As previsões para a igreja sempre foram diferentes, a tal ponto de o Apóstolo Paulo nos prevenir dizendo que nada pode nos separar do amor de Cristo (Rm 8.35-39).  Nós temos a promessa de comer da mesa do Senhor. Não é do melhor desta terra, mas da mesa do próprio Deus, nosso Senhor Jesus Cristo. É a ceia das bodas do Cordeiro (Ap 19.19). Aqui vigiemos, pois o Reino de Jesus não é deste mundo (Jo 18.36)
Ouçamos o Espírito Santo através de Paulo, quando diz: Irmãos, sede meus imitadores, e atentai para aqueles que andam conforme o exemplo que tendes em nós; porque muitos há, dos quais repetidas vezes vos disse, e agora vos digo até chorando, que são inimigos da cruz de Cristo; cujo fim é a perdição; cujo deus é o ventre; e cuja glória assenta no que é vergonhoso; os quais só cuidam das coisas terrenas. Mas a nossa pátria está nos céus, donde também aguardamos um Salvador, o Senhor Jesus Cristo, que transformará o corpo da nossa humilhação, para ser conforme ao corpo da sua glória, segundo o seu eficaz poder de até sujeitar a si todas as coisas (Fp 3.17-21).

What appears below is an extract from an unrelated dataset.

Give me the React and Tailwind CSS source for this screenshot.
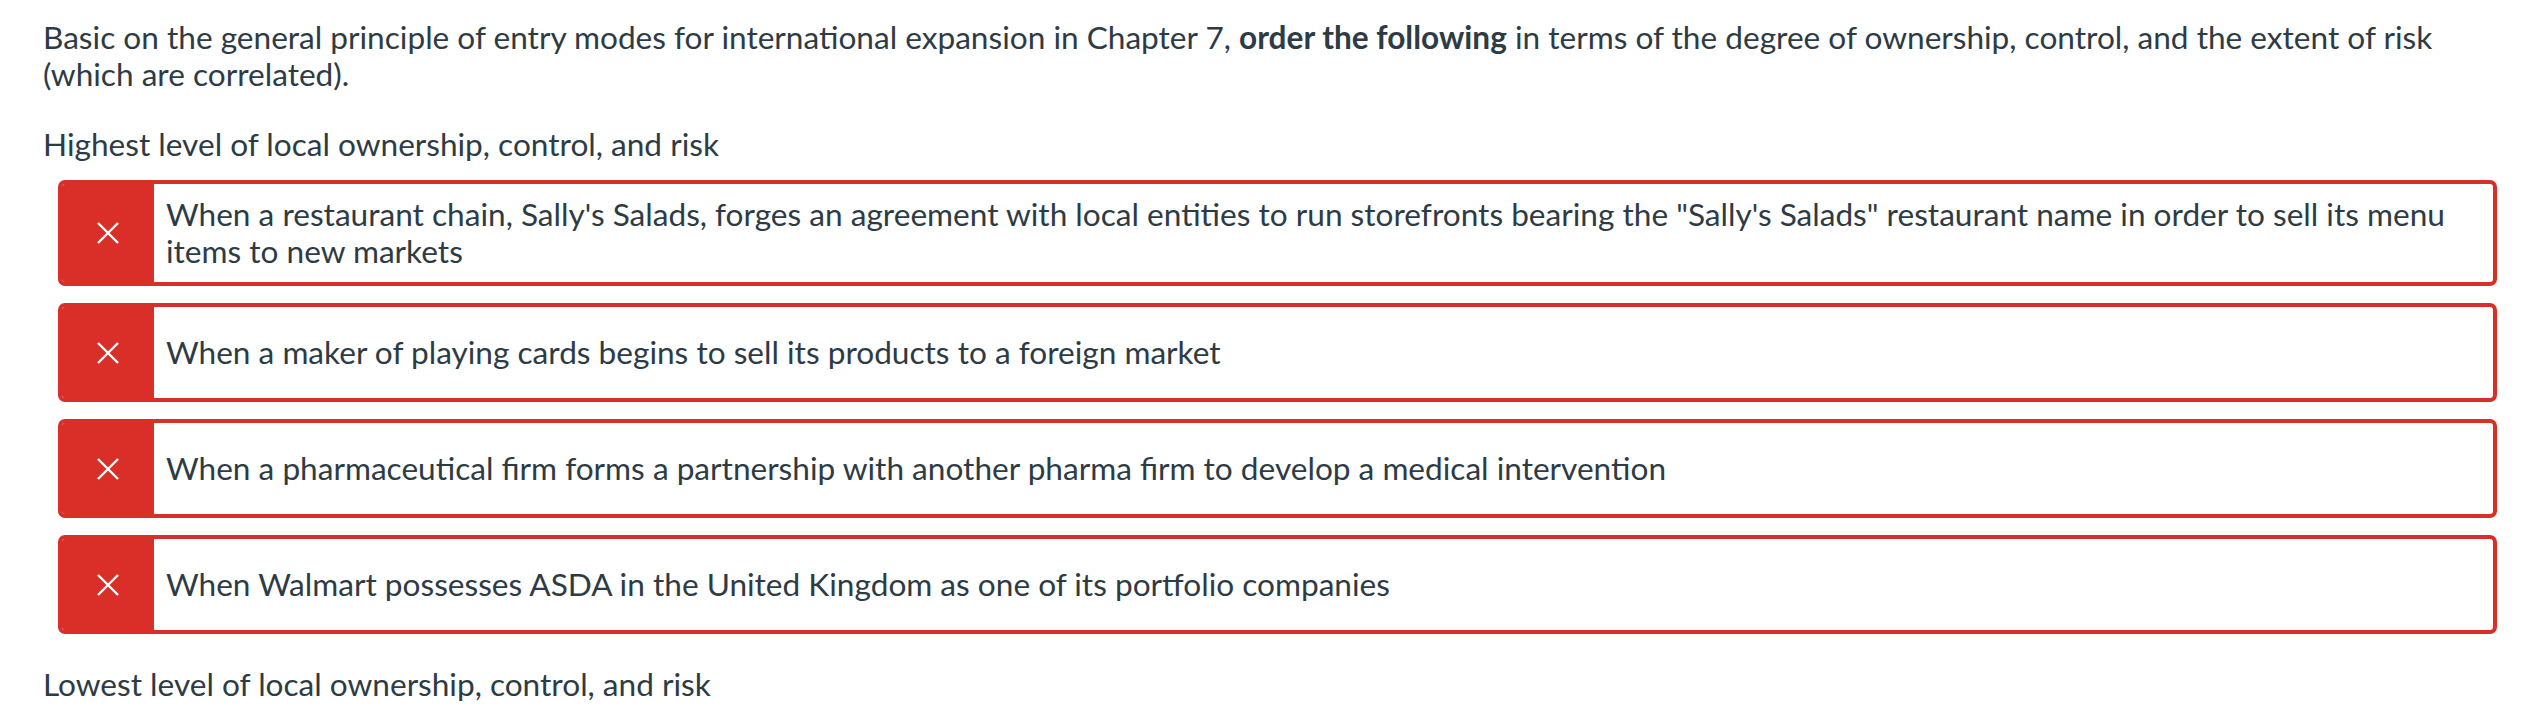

Aquela promessa abençoada feita aos cidadãos de Judá e Jerusalém tinha um contexto e um versículo seguinte. O contexto vimos. O verso seguinte dizia: “Mas, se recusardes e fordes rebeldes, sereis devorados à espada; porque a boca do Senhor o disse” (Is 1.20). Isaías profetizou entre os anos de 742 a 687 a.C, aproximadamente. Em 722 a Assíria toma o Reino de Israel. E Judá passa a lhe pagar tributo. Em 586 a.C. Judá é tomado pela Babilônia. Caiu. Ou seja, a promessa não se cumpriu, pois a condição não foi cumprida. E até hoje não se restaurou ainda.  A nossa promessa ainda podemos fazê-la concreta em nossas vidas.